Jest zespół ds. zagadkowych problemów zdrowotnych dyplomatów!
Sekretarz stanu USA Mike Pompeo poinformował, że na jego wniosek utworzono 23 maja międzyresortowy zespół, który zajmuje się zagadkowymi przypadkami kłopotów zdrowotnych amerykańskich dyplomatów i członków ich rodzin na Kubie oraz w Chinach.
Jak głosi wydane przez Pompeo oświadczenie, u 24 dyplomatów i członków ich rodzin, którzy rezydowali na Kubie, badania medyczne potwierdziły kliniczne objawy podobne do tych, jakie towarzyszą wstrząsowi lub lżejszemu urazowi mózgu. 16 maja podobny wynik dały badania przeprowadzone u przedstawiciela władz USA pełniącego oficjalną misję w Chinach.
Na razie nie ustalono dokładnej natury problemów zdrowotnych tych osób ani tego, czy wszystkie te przypadki mają wspólną przyczynę - zaznacza oświadczenie.
Wzywa też przebywających w wymienionych państwach amerykańskich dyplomatów i ich rodziny, by zwracali się w trybie pilnym o pomoc medyczną w razie ponownego stwierdzenia objawów, które mogłyby wystąpić „w związku z doświadczaniem niezidentyfikowanych sensacji słuchowych”. Przypomina, że zarejestrowane takie objawy to między innymi zawroty i bóle głowy, szum w uszach, zmęczenie, zaburzona spostrzegawczość, problemy ze wzrokiem, bóle uszu i utrata słuchu oraz problemy ze snem.
Jak poinformowała wcześniej ambasada Stanów Zjednoczonych w Pekinie, pracujący w konsulacie w Kantonie obywatel USA - którego personaliów nie ujawniono - zgłosił różnego rodzaju „symptomy fizyczne”, jakich miał doświadczyć od końca 2017 roku do kwietnia br. Został wysłany do USA na badania kliniczne, które stwierdziły u niego objawy odpowiadające łagodnemu traumatycznemu urazowi mózgu (MTBI).

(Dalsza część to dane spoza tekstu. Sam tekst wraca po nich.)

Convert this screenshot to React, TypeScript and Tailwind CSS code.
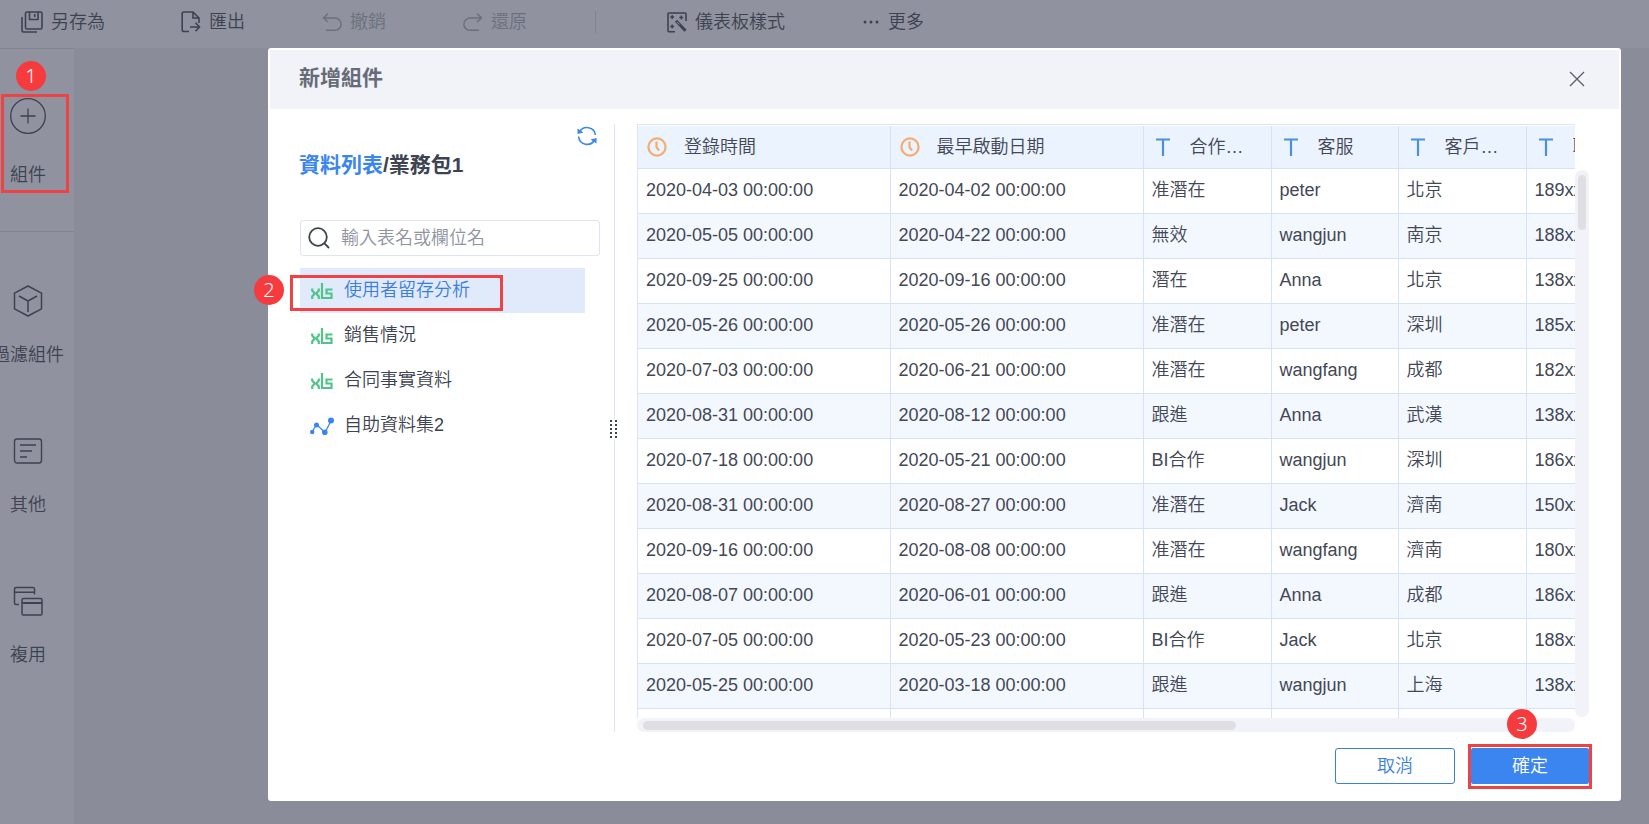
import React from "react";

type Kind = "time" | "text";

const columns: { label: string; kind: Kind }[] = [
  { label: "登錄時間", kind: "time" },
  { label: "最早啟動日期", kind: "time" },
  { label: "合作狀態", kind: "text" },
  { label: "客服", kind: "text" },
  { label: "客戶城市", kind: "text" },
  { label: "聯繫方式", kind: "text" },
];

const rows: string[][] = [
  ["2020-04-03 00:00:00", "2020-04-02 00:00:00", "准潛在", "peter", "北京", "189xxxx"],
  ["2020-05-05 00:00:00", "2020-04-22 00:00:00", "無效", "wangjun", "南京", "188xxxx"],
  ["2020-09-25 00:00:00", "2020-09-16 00:00:00", "潛在", "Anna", "北京", "138xxxx"],
  ["2020-05-26 00:00:00", "2020-05-26 00:00:00", "准潛在", "peter", "深圳", "185xxxx"],
  ["2020-07-03 00:00:00", "2020-06-21 00:00:00", "准潛在", "wangfang", "成都", "182xxxx"],
  ["2020-08-31 00:00:00", "2020-08-12 00:00:00", "跟進", "Anna", "武漢", "138xxxx"],
  ["2020-07-18 00:00:00", "2020-05-21 00:00:00", "BI合作", "wangjun", "深圳", "186xxxx"],
  ["2020-08-31 00:00:00", "2020-08-27 00:00:00", "准潛在", "Jack", "濟南", "150xxxx"],
  ["2020-09-16 00:00:00", "2020-08-08 00:00:00", "准潛在", "wangfang", "濟南", "180xxxx"],
  ["2020-08-07 00:00:00", "2020-06-01 00:00:00", "跟進", "Anna", "成都", "186xxxx"],
  ["2020-07-05 00:00:00", "2020-05-23 00:00:00", "BI合作", "Jack", "北京", "188xxxx"],
  ["2020-05-25 00:00:00", "2020-03-18 00:00:00", "跟進", "wangjun", "上海", "138xxxx"],
  ["", "", "", "", "", ""],
];

function SaveAsIcon() {
  return (
    <svg width="22" height="22" viewBox="0 0 22 22" fill="none" stroke="currentColor" strokeWidth="1.6">
      <rect x="4.5" y="1" width="16.5" height="17" rx="1.5" />
      <path d="M8.5 1v7.5h8.500V1M13.700 3v3M1 6v13.500q0 1.500 1.500 1.500H16" />
    </svg>
  );
}

function ExportIcon() {
  return (
    <svg width="20" height="22" viewBox="0 0 20 22" fill="none" stroke="currentColor" strokeWidth="1.6">
      <path d="M8 20.500H3Q1.200 20.500 1.200 19V2.500Q1.200 1 3 1H12L18 7v5M12 1v6h6M9 16h9.500M14.500 11.800l4 4.200-4 4.200" />
    </svg>
  );
}

function UndoIcon() {
  return (
    <svg width="20" height="20" viewBox="0 0 20 20" fill="none" stroke="currentColor" strokeWidth="1.500">
      <path d="M6 1.500L1.500 6L6 10M1.500 6H13a6 6 0 0 1 0 12.300H4" />
    </svg>
  );
}

function RedoIcon() {
  return (
    <svg width="20" height="20" viewBox="0 0 20 20" fill="none" stroke="currentColor" strokeWidth="1.500">
      <path d="M14 1.500L18.500 6L14 10M18.500 6H7a6 6 0 0 0 0 12.300H16" />
    </svg>
  );
}

function StyleIcon() {
  return (
    <svg width="20" height="21" viewBox="0 0 20 21" fill="none" stroke="currentColor" strokeWidth="1.600">
      <path d="M8 19.800H2Q1 19.800 1 18.800V2Q1 1 2 1H18Q19 1 19 2V9" />
      <path d="M5.200 3v4M3.200 5h4M14.300 3.500v4M12.300 5.500h4M5.200 12.500v4M3.200 14.500h4" strokeWidth="1.400" />
      <path d="M9 8.800L18.500 18.800" strokeWidth="3" />
      <path d="M10 9.800l2.500 2.600" stroke="#90939f" strokeWidth="1" />
    </svg>
  );
}

function MoreIcon() {
  return (
    <svg width="17" height="20" viewBox="0 0 17 20" fill="currentColor">
      <circle cx="2" cy="10" r="1.500" />
      <circle cx="8" cy="10" r="1.500" />
      <circle cx="14" cy="10" r="1.500" />
    </svg>
  );
}

function PlusCircleIcon() {
  return (
    <svg width="36" height="36" viewBox="0 0 36 36" fill="none" stroke="currentColor" strokeWidth="1.300">
      <circle cx="18" cy="18" r="17.300" />
      <path d="M10.500 18h15M18 10.500v15" />
    </svg>
  );
}

function CubeIcon() {
  return (
    <svg width="30" height="32" viewBox="0 0 30 32" fill="none" stroke="currentColor" strokeWidth="1.500" strokeLinejoin="round">
      <path d="M15 1L28.500 8.200V23.800L15 31L1.500 23.800V8.200Z" />
      <path d="M6 11l9 5 9-5M15 16v11" />
    </svg>
  );
}

function NoteIcon() {
  return (
    <svg width="30" height="32" viewBox="0 0 30 32" fill="none" stroke="currentColor" strokeWidth="1.400">
      <rect x="1.500" y="4" width="27" height="24" rx="2.500" />
      <path d="M7 10h16M7 16h12M7 22h7" />
    </svg>
  );
}

function ReuseIcon() {
  return (
    <svg width="30" height="32" viewBox="0 0 30 32" fill="none" stroke="currentColor" strokeWidth="1.500">
      <path d="M6 19.500H3Q1.500 19.500 1.500 18V4Q1.500 2.500 3 2.500H20Q21.500 2.500 21.500 4V9.500M1.500 7.200H21.500" />
      <rect x="9" y="13.500" width="20" height="16.500" rx="1.500" />
      <path d="M9 18H29" strokeWidth="2" />
    </svg>
  );
}

function RefreshIcon() {
  return (
    <svg width="20" height="20" viewBox="0 0 20 20" fill="none" stroke="#3b85ee" strokeWidth="1.600">
      <path d="M2.500 6A8.500 8.500 0 0 1 18.400 9M17.500 14A8.500 8.500 0 0 1 1.600 10.500" />
      <path d="M0.500 2.500V8L6.500 6.500ZM19.500 17.500V12L13.500 13.500Z" fill="#3b85ee" stroke="none" />
    </svg>
  );
}

function SearchIcon() {
  return (
    <svg width="22" height="22" viewBox="0 0 22 22" fill="none" stroke="#3d4351" strokeWidth="1.800">
      <circle cx="10" cy="10" r="8.800" />
      <path d="M16.200 16.200L21 21" />
    </svg>
  );
}

function XlsIcon() {
  return (
    <svg width="24" height="18" viewBox="0 0 24 18" fill="none" stroke="#50c48a" strokeWidth="2.200">
      <path d="M2.200 6.500V8.500L4.800 11.500L2.200 14.500V17M8.800 6.500V8.500L6.200 11.500L8.800 14.500V17M4 11.500H7" />
      <path d="M12 1V16H14.500" />
      <path d="M22.500 7.500H16.500V11.500H21.500V16H14" />
    </svg>
  );
}

function FlowIcon() {
  return (
    <svg width="24" height="18" viewBox="0 0 24 18" fill="#3b85ee" stroke="#3b85ee">
      <path d="M2 15L6.500 7.500L15 15.500L21 4" fill="none" strokeWidth="1.300" />
      <g stroke="none">
        <circle cx="2.200" cy="15" r="2.200" />
        <circle cx="6.500" cy="8" r="2.500" />
        <circle cx="14.800" cy="15.200" r="2.800" />
        <circle cx="21" cy="3.500" r="3" />
      </g>
    </svg>
  );
}

function ClockIcon() {
  return (
    <svg className="shrink-0" width="20" height="20" viewBox="0 0 20 20" fill="none" stroke="#f3ac72">
      <circle cx="10" cy="10" r="8.600" strokeWidth="2.200" />
      <path d="M9.500 4.500V10.200L12 13.500" strokeWidth="2.200" />
    </svg>
  );
}

function TextIcon() {
  return (
    <svg className="shrink-0" width="20" height="20" viewBox="0 0 20 20" fill="none" stroke="#4a8fe0" strokeWidth="2.200">
      <path d="M3 2.500H17M10 2.500V19" />
    </svg>
  );
}

function CloseIcon() {
  return (
    <svg width="16" height="16" viewBox="0 0 16 16" fill="none" stroke="#5c616d" strokeWidth="1.400">
      <path d="M1 1L15 15M15 1L1 15" />
    </svg>
  );
}

function Badge({ n, className }: { n: number; className: string }) {
  return (
    <span
      className={`absolute z-20 flex size-[30px] items-center justify-center rounded-full bg-[#f63b3f] font-['Noto_Sans'] text-xl leading-none text-white ${className}`}
    >
      {n}
    </span>
  );
}

function ToolButton({ icon, label, disabled, className = "" }: { icon: React.ReactNode; label: string; disabled?: boolean; className?: string }) {
  return (
    <button type="button" disabled={disabled} className={`flex h-6 items-center gap-2 whitespace-nowrap disabled:text-[#6c707c] ${className}`}>
      {icon}
      {label}
    </button>
  );
}

function SideButton({ icon, label, className }: { icon: React.ReactNode; label: string; className: string }) {
  return (
    <button type="button" className={`flex w-14 flex-col items-center justify-between whitespace-nowrap ${className}`}>
      {icon}
      <span className="flex w-full justify-center leading-6">{label}</span>
    </button>
  );
}

const sources = [
  { label: "使用者留存分析", icon: <XlsIcon />, selected: true },
  { label: "銷售情況", icon: <XlsIcon />, selected: false },
  { label: "合同事實資料", icon: <XlsIcon />, selected: false },
  { label: "自助資料集2", icon: <FlowIcon />, selected: false },
];

export default function App() {
  return (
    <div className="relative flex min-h-screen flex-col overflow-hidden bg-[#8a8c99] font-['Liberation_Sans','Noto_Sans_CJK_TC',sans-serif] text-lg font-[350] text-[#3d4250]">
      <header className="flex h-12 items-center bg-[#90939f] pb-1 pl-[21px]">
        <ToolButton icon={<SaveAsIcon />} label="另存為" />
        <ToolButton icon={<ExportIcon />} label="匯出" className="ml-[76px]" />
        <ToolButton icon={<UndoIcon />} label="撤銷" disabled className="ml-[77px]" />
        <ToolButton icon={<RedoIcon />} label="還原" disabled className="ml-[77px]" />
        <span className="ml-[68px] h-[22px] w-px bg-[#7f828f]" />
        <ToolButton icon={<StyleIcon />} label="儀表板樣式" className="ml-[71px]" />
        <ToolButton icon={<MoreIcon />} label="更多" className="ml-[78px]" />
      </header>

      <div className="flex flex-1">
        <nav className="w-[74px] border-t border-[#7f828f] bg-[#90939f]">
          <div className="h-[183px] border-b border-[#7f828f] pt-[49px]">
            <SideButton icon={<PlusCircleIcon />} label="組件" className="h-[89px]" />
          </div>
          <div className="flex flex-col gap-[68px] pt-[53px]">
            <SideButton icon={<CubeIcon />} label="過濾組件" className="h-[82px]" />
            <SideButton icon={<NoteIcon />} label="其他" className="h-[82px]" />
            <SideButton icon={<ReuseIcon />} label="複用" className="h-[82px]" />
          </div>
        </nav>
        <main className="flex-1" />
      </div>

      <div className="absolute top-[94px] left-px h-[99px] w-[68px] border-[3px] border-[#ee4345]" />
      <Badge n={1} className="top-[61px] left-4" />

      <div className="absolute inset-0 flex pt-12 pr-7 pb-[23px] pl-[268px]">
        <section role="dialog" aria-labelledby="dialog-title" className="relative flex min-w-0 flex-1 flex-col rounded-[3px] bg-white px-0.5">
          <Badge n={2} className="top-[227px] left-[-14px]" />
          <header className="mt-0.5 flex h-[59px] shrink-0 items-center justify-between bg-[#f1f3f8] pr-[34px] pb-0.5 pl-[29px]">
            <h2 id="dialog-title" className="text-[21px] font-bold text-[#666b78]">新增組件</h2>
            <button type="button" aria-label="關閉"><CloseIcon /></button>
          </header>

          <div className="flex min-h-0 flex-1 pt-[15px] pr-[30px] pl-[29px]">
            <aside className="flex w-[315px] shrink-0 flex-col">
              <div className="flex h-5 justify-end pt-0.5 pr-[17px]">
                <button type="button" aria-label="重新整理" className="size-5"><RefreshIcon /></button>
              </div>
              <h3 className="mt-[5px] text-[21px] leading-8 font-bold text-[#3d4351]">
                <a href="#list" className="text-[#3b85ee]">資料列表</a>/業務包1
              </h3>
              <label className="mt-[39px] mr-3.5 ml-px flex h-9 items-center gap-[11px] rounded-[3px] border border-[#dfe4f2] pl-[7px]">
                <SearchIcon />
                <input type="text" aria-label="輸入表名或欄位名" placeholder="輸入表名或欄位名" className="min-w-0 flex-1 outline-none placeholder:text-[#8f949f]" />
              </label>
              <ul className="relative mt-3 mr-[29px] ml-px">
                {sources.map((s) => (
                  <li key={s.label}>
                    <button
                      type="button"
                      className={`flex h-[45px] w-full items-center gap-2.5 pl-2.5 text-left ${s.selected ? "bg-[#e1eafb] text-[#3b7fdc]" : "text-[#3d4351]"}`}
                    >
                      {s.icon}
                      <span className="pb-0.5">{s.label}</span>
                    </button>
                  </li>
                ))}
                <li aria-hidden="true" className="absolute top-[7px] left-[-10px] h-9 w-[213px] border-[3px] border-[#ee4345]" />
              </ul>
            </aside>

            <div className="relative h-[608px] w-px shrink-0 bg-[#dfe4f2]">
              <svg className="absolute top-[295px] left-[-5px]" width="9" height="20" viewBox="0 0 9 20" fill="#3d4351">
                <rect width="9" height="20" fill="#fff" />
                {[1, 5, 9, 13, 17].map((y) => (
                  <g key={y}>
                    <rect x="1" y={y} width="2" height="2" />
                    <rect x="6" y={y} width="2" height="2" />
                  </g>
                ))}
              </svg>
            </div>

            <div className="ml-[22px] flex h-[608px] min-w-0 flex-1">
              <div className="flex min-w-0 flex-1 flex-col">
                <div className="min-h-0 flex-1 overflow-hidden border-t border-l border-[#dbe5f7] pt-px">
                  <table className="w-[1015px] table-fixed border-collapse text-[#434856]">
                    <colgroup>
                      <col className="w-[252px]" />
                      <col className="w-[253px]" />
                      <col className="w-[128px]" />
                      <col className="w-[127px]" />
                      <col className="w-[128px]" />
                      <col className="w-[127px]" />
                    </colgroup>
                    <thead>
                      <tr className="h-[42px] bg-[#ebf3fe]">
                        {columns.map((c) => (
                          <th key={c.label} scope="col" className="border-r border-b border-[#d5e2f7] p-0 pr-5 pl-[9px] text-left font-[350]">
                            <span className="flex items-center gap-[17px]">
                              {c.kind === "time" ? <ClockIcon /> : <TextIcon />}
                              <span className="truncate">{c.label}</span>
                            </span>
                          </th>
                        ))}
                      </tr>
                    </thead>
                    <tbody>
                      {rows.map((r, i) => (
                        <tr key={i} className="h-[45px] even:bg-[#f3f7fe]">
                          {r.map((v, j) => (
                            <td key={j} className="border-r border-b border-[#d5e2f7] p-0 pb-0.5 pl-2 whitespace-nowrap">{v}</td>
                          ))}
                        </tr>
                      ))}
                    </tbody>
                  </table>
                </div>
                <div className="flex h-3.5 shrink-0 items-center rounded-full bg-[#f2f3f8] px-1.5">
                  <div className="h-[9px] w-[64%] rounded-full bg-[#dedee3]" />
                </div>
              </div>
              <div className="mt-[46px] mb-[15px] w-3.5 rounded-full bg-[#f2f3f8] px-[3px] pt-[5px]">
                <div className="h-[55px] rounded-full bg-[#dedee3]" />
              </div>
            </div>
          </div>

          <footer className="flex h-[69px] shrink-0 items-start justify-end gap-4 pt-4 pr-[30px]">
            <button type="button" className="h-9 w-[120px] rounded-[3px] border border-[#3b7fdc] text-[#3b7fdc]">取消</button>
            <div className="relative">
              <button type="button" className="h-9 w-[118px] rounded-[2px] bg-[#3b85f0] text-white">確定</button>
              <div className="pointer-events-none absolute -top-1 left-[-3px] h-[45px] w-[124px] border-[3px] border-[#ee4345]" />
              <Badge n={3} className="top-[-39px] left-9" />
            </div>
          </footer>
        </section>
      </div>
    </div>
  );
}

Według amerykańskich władz zagadkowe problemy zdrowotne dyplomatów na Kubie mogły być następstwem użycia wobec nich aparatury wysyłającej sygnały dźwiękowe o częstotliwościach niesłyszalnych dla człowieka. Od końca 2016 roku do sierpnia 2017 roku problemy te wystąpiły u co najmniej 24 osób.